There are specific medical expenses that meet the criteria of qualifying additional medical expenses. The following are examples that fall under that criterion:
- Consultations, medical services, and medications from a registered medical practitioner, dentist, orthopaedist, physiotherapist, optometrist, osteopath, chiropractor, herbalist, homoeopath, or naturopath.
- Admission to a registered hospital or nursing home.
- Home care by a registered nurse, nursing assistant, nursing agency, or midwife.
- Medicines prescribed by a duly registered physician and acquired from a duly registered pharmacist.
- Medical expenses incurred outside of South Africa, which are largely similar to the services and medicines listed above.
- Money paid towards the treatment of a physical impairment or disability, on condition that it is one of the qualifying expenses prescribed by the Commissioner.
Medication purchased over the counter (such as cough syrups, headache tablets, or vitamins) does not qualify as additional medical expenses unless the medication was specifically prescribed by a registered medical practitioner and was received from a pharmacist. The tax credits that are available are dependent on the taxpayer’s age, and whether he or she has a physical impairment or disability.
The South African Revenue Services allows taxpayers to take into consideration qualifying medical expenses that relate to physical impairment or disability in calculating the additional medical tax credit. The medical expenses will only qualify if they were necessarily incurred and paid by the taxpayer and were not covered by the taxpayer’s medical aid scheme.
The minimum requirement for an individual to be classified as having a qualifying disability is when the individual suffers from severe mental, physical, hearing, intellectual, communication, or vision disabilities. It must be kept in mind that an expense will not automatically be treated as a qualifying expense, the expense must be proven to be required because of the person’s inability to perform daily functions. Taxpayers are required to have the following information available when claiming for such expenditure:
- The details and nature of the physical disability or impairment.
- Evidence that the expenditure was because of the disability, and it was inevitable.

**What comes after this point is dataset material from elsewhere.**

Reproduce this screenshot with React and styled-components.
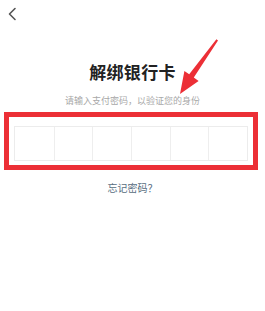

- A completed ITR-DD Confirmation of Diagnosis Disability form by a medical doctor.
- Proof of payment for treatments, consultations, and medication.
Medical tax credits serve as a legitimate means of reducing taxes through authorised processes and procedures. To claim these credits, taxpayers must adhere strictly to the specified rules and regulations mentioned above. By following these guidelines, individuals can rightfully benefit from the tax relief provided for medical expenses.